The Australian went on explaining:
"For all we knew, the other peoples in the Southern Hemisphere might attack us also. Overcrowded, this hemisphere, excepting Australia. Others might want to move in on us. Anyhow, our engineers, scientists, technical chaps, soon had us rearming. Then, almost a year ago, the Russkis did come out, and your people blasted them to bits.
Nuclear submarines. Along, we thought, with a carrier we'd refused to allow to approach us. Evidently they were all blitzed in their effort. At least none returned to this area. None ever signaled again. But it took us most of the past year to be certain we dared show our hand. We had to be sure beyond all doubt that the Reds didn't have some alternative scheme for conquest set up--nuclear weapons and all, in South America, Africa, where-not. Once we were positive--and we are, now---once Australia and New Zealand knew that all the H-bombs in being belonged to us, which was a very recently determined fact, we could plan something for you people."

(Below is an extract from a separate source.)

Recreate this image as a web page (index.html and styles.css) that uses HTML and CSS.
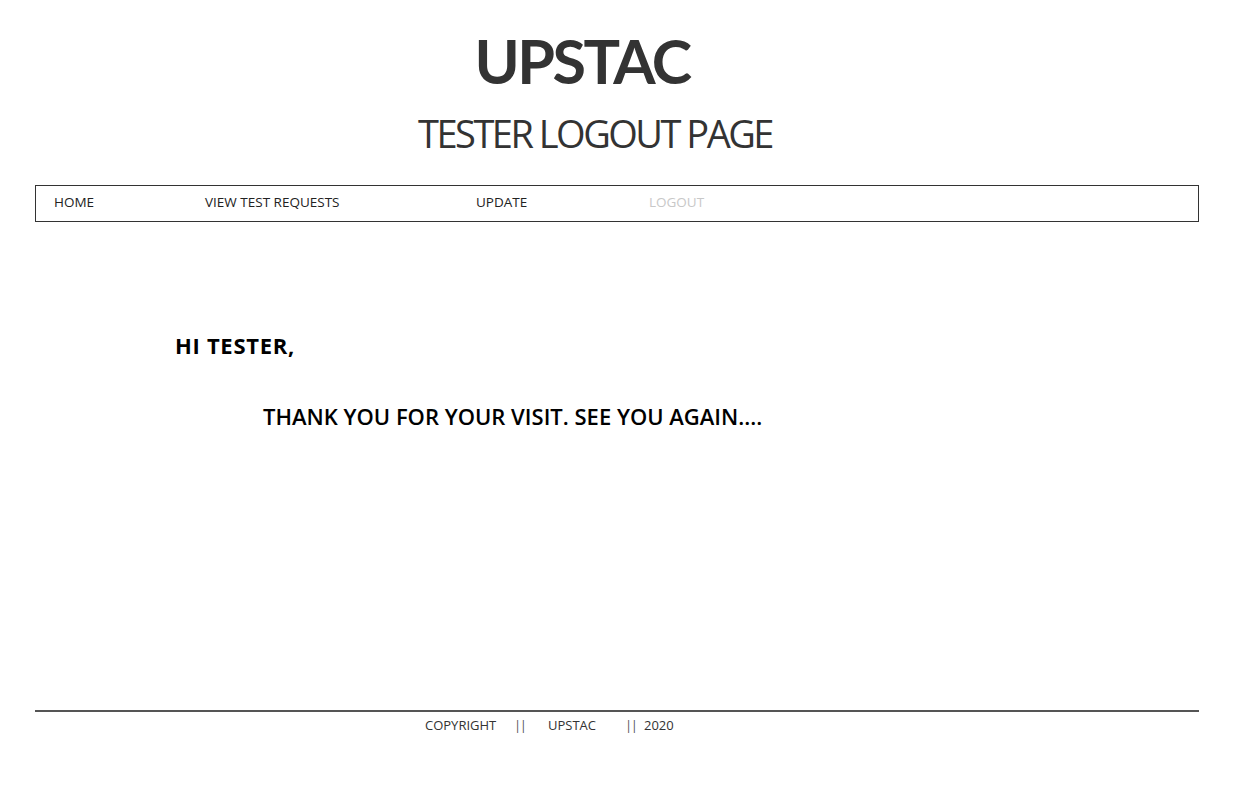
FILE: index.html
```html
<!DOCTYPE html>
<html>
<head>
<meta charset="utf-8">
<title>UPSTAC</title>
<link rel="stylesheet" href="styles.css">
</head>
<body>
<header class="masthead">
  <h1 class="brand">UPSTAC</h1>
  <h2 class="page-title">TESTER LOGOUT PAGE</h2>
</header>
<nav class="nav">
  <a class="nav-link nav-home" href="#">HOME</a>
  <a class="nav-link nav-view" href="#">VIEW TEST REQUESTS</a>
  <a class="nav-link nav-update" href="#">UPDATE</a>
  <a class="nav-link nav-active" href="#">LOGOUT</a>
</nav>
<main class="content">
  <p class="greet">HI TESTER,</p>
  <p class="thanks">THANK YOU FOR YOUR VISIT. SEE YOU AGAIN....</p>
</main>
<footer class="footer">
  <span class="f-item f-copy">COPYRIGHT</span>
  <span class="f-sep f-sep1">||</span>
  <span class="f-item f-brand">UPSTAC</span>
  <span class="f-sep f-sep2">||</span>
  <span class="f-item">2020</span>
</footer>
</body>
</html>
```
FILE: styles.css
```css
* { box-sizing: border-box; }
html, body { margin: 0; padding: 0; background: #fff; }
body {
  font-family: "Open Sans", "Liberation Sans", sans-serif;
  color: #333;
  width: 1242px;
  padding: 0 43px 0 35px;
}
.masthead {
  padding-top: 30px;
  text-align: center;
}
.brand {
  margin: 0;
  padding-right: 70px;
  font-family: "Lato", "Open Sans", sans-serif;
  font-size: 61px;
  line-height: 1;
  font-weight: 700;
  letter-spacing: -2.5px;
  color: #333;
}
.page-title {
  margin: 23px 0 0 0;
  padding-left: 32px;
  padding-right: 76px;
  font-size: 38px;
  line-height: 1;
  font-weight: 400;
  letter-spacing: -2.5px;
  color: #333;
}
.nav {
  margin-top: 33px;
  height: 37px;
  border: 1.5px solid #333;
  display: flex;
  align-items: center;
  padding-left: 18px;
  padding-bottom: 2px;
}
.nav-link {
  font-size: 13.5px;
  color: #222;
  text-decoration: none;
  line-height: 1;
  letter-spacing: 0;
}
.nav-home { width: 151px; }
.nav-view { width: 271px; }
.nav-update { width: 173px; }
.nav-active { color: #c8c8c8; }
.content {
  height: 488px;
  padding-top: 110px;
  padding-left: 140px;
}
.greet {
  margin: 0;
  font-size: 22px;
  line-height: 26px;
  font-weight: 700;
  letter-spacing: 0.7px;
  color: #000;
}
.thanks {
  margin: 45px 0 0 88px;
  font-size: 22px;
  line-height: 26px;
  font-weight: 600;
  color: #000;
}
.footer {
  border-top: 2px solid #555;
  display: flex;
  padding-left: 390px;
  padding-top: 5px;
  font-size: 13px;
  color: #333;
  line-height: 16px;
}
.f-copy { width: 89px; }
.f-sep { color: #555; letter-spacing: -1.5px; }
.f-sep1 { width: 34px; }
.f-sep2 { width: 19px; }
.f-brand { width: 77px; }
```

The man paused. Vance said, unevenly, "Thanks! We are--"
A chuckle answered him and the Australian continued his summary. "Took a bit of reconnaissance to be certain that we even could do anything about your group! Your North Temperate Zone's a tomb, from upper Canada to southern Mexico and, unevenly, around the globe, with Europe, the Mother Islands, Siberia, North Africa, the Near East, most of China, and so on, exterminated. Except for your people, of course, there's not a sign of human existence in the whole, ruddy belt!
"Our parliaments--Australia and New Zealand, too, incidentally--are creating a world outfit, as rapidly as we can. Everybody's coming in--the Latins, the African nations, Indonesia. International government, of course. In partial being, already. Has to happen. The H-weapons we made will be kept in our deserts till the world government's strong enough to take charge of them, and to keep them as a perpetual guarantee that nobody, ever, hereafter, will try to set up any new orders, soviet system, or tyranny of whatever sort. Meaning--men are to become free and equal, from now on in. Without race differences. Took the extermination of half a world to bring it about. Worth it, though, perhaps, eh?"
Vance was supposed to answer. He said, wryly, into the mike before him, "Some price!"
The voice agreed. "Righto. Northern part of the white race
in toto,
save for us cousins down under. Slavs. Japanese--gone. Most Chinese.
Quite
a high fee for perpetual liberty and individual equality.
Paid,
though. Your people ought to enjoy the world that's coming up. After all, you're thirteen United States citizens. But you're a rather mixed bunch yourselves."
Vance said, so softly Ben felt it might not be heard, "We're as near to being one as if we were all brothers and sisters."
"Don't we know! You Yanks aren't aware of it, but your broadcasts, the past two years, have been front-page headlines down under, from the first."